The course is tightly integrated with the mandatory laboratory (EECE 4535) in which you have the opportunity to practically realize the theoretic aspects of the lecture. The lab has two parts. The first portion gradually introduces you to embedded systems through a set of ready made exercises (e.g. light dimmer, controlling a servo motor, voice recorder, real-time voice transmission). These exercises require you to design, construct, and debug hardware and software (C and some assembly) that runs on a common embedded platform using the BlackFin BF527 microprocessor. The second portion of the lab allows you to explore a project of your own choosing within a team. Each team will specify, design and implement a complete embedded system, integrating hardware and software.

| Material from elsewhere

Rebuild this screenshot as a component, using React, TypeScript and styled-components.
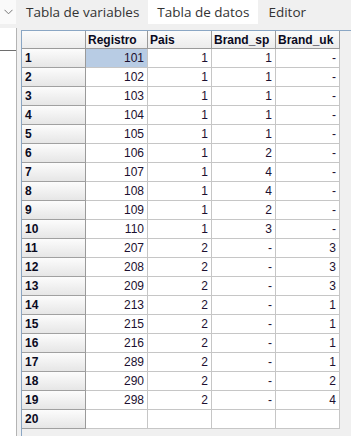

  • Embedded systems characteristics and challenges
  • Systematic design process
    • From specification to implementation
  •  System specification (Models of Computation)   
  • Embedded processor organization
  • Addressing modes
  • Memory hierarchy
  • Communication architecture
    • Parallel busses
    • Serial busses (RS232, I2C, SPI)
  • Hardware/Software Interface
    • Interface design
      • Electrical characteristics and buffering
    • Device drivers
    • Interrupt handling
  • Exception handling
  • Peripherals
    • Timer
    • Sensors (e.g.D/A, A/D)
    • Direct Memory Access (DMA)
  • Embedded system programming (C, assembly)
  • Real-time processing





  1. When should I take the course?
    My recommendation is to take it before capstone. MANY concepts in the course can be applied to the capstone project. Conversely, if you take it in your last year. You will learn after (hopefully surviving) capstone on how to design an embedded system, run a project and be organized. Considering that the course has a significant project portion, the workload towards the end of the semester can be quite high if taken in concurrently with capstone.


   Lab schedule will be determined first week of class based on student preferences. Most likely, two lab schedules will be offered.